* Exercise brief *
Where a line in the listing contains the string "React", copy that line out.

* Source excerpt *
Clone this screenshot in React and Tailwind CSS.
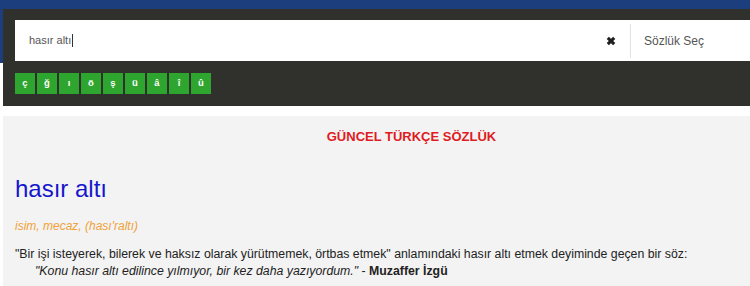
import React from "react";

const harfler = ["ç", "ğ", "ı", "ö", "ş", "ü", "â", "î", "û"];

const App = () => {
  return (
    <div className="h-[286px] w-full overflow-hidden bg-white font-['Liberation_Sans',Arial,sans-serif]">
      <div className="w-[820px]">
        <div className="h-[63px] bg-[#1d3e7c]" />

        {/* arama paneli */}
        <div className="-mt-[54px] ml-[3px] h-[97px] bg-[#30312c] px-[12px] pt-[11px]">
          <div className="flex h-[41px] items-center bg-white">
            <div className="flex flex-1 items-center pl-[14px] text-[11px] text-[#555]">
              hasır altı
              <span className="ml-px h-[13px] w-px bg-[#333]" />
            </div>
            <svg
              viewBox="0 0 10 10"
              className="mr-[14px] h-[10px] w-[10px]"
              fill="none"
              stroke="#1f1f1f"
              strokeWidth="3.1"
            >
              <path d="M1.8 1.8 L8.2 8.2 M8.2 1.8 L1.8 8.2" />
            </svg>
            <div className="h-[34px] w-px bg-[#e2e2e2]" />
            <div className="w-[177px] pl-[13px] text-[12px] text-[#555]">
              Sözlük Seç
            </div>
          </div>

          <div className="mt-[12px] flex gap-[2px]">
            {harfler.map((h) => (
              <button
                key={h}
                type="button"
                className="flex h-[21px] w-[20px] items-center justify-center bg-[#2ea52e] text-[9.5px] font-semibold text-white"
              >
                {h}
              </button>
            ))}
          </div>
        </div>

        {/* sonuç */}
        <div className="ml-[3px] mt-[10px] h-[200px] bg-[#f3f3f3] px-[12px] pt-[13px]">
          <h2 className="text-center text-[13px] font-bold leading-[16px] text-[#e01b22]">
            GÜNCEL TÜRKÇE SÖZLÜK
          </h2>
          <h1 className="mt-[29px] text-[24px] leading-[30px] text-[#1616cc]">
            hasır altı
          </h1>
          <p className="mt-[14px] text-[12px] italic leading-[16px] text-[#f0a23a]">
            isim, mecaz, (hası'raltı)
          </p>
          <div className="mt-[12px] text-[12.3px] leading-[17px] text-[#222]">
            <p>
              "Bir işi isteyerek, bilerek ve haksız olarak yürütmemek, örtbas
              etmek" anlamındaki hasır altı etmek deyiminde geçen bir söz:
            </p>
            <p className="pl-[20px]">
              <i>
                "Konu hasır altı edilince yılmıyor, bir kez daha yazıyordum."
              </i>{" "}
              - <b>Muzaffer İzgü</b>
            </p>
          </div>
        </div>
      </div>
    </div>
  );
};

export default App;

* Result of this exercise *
Clone this screenshot in React and Tailwind CSS.
import React from "react";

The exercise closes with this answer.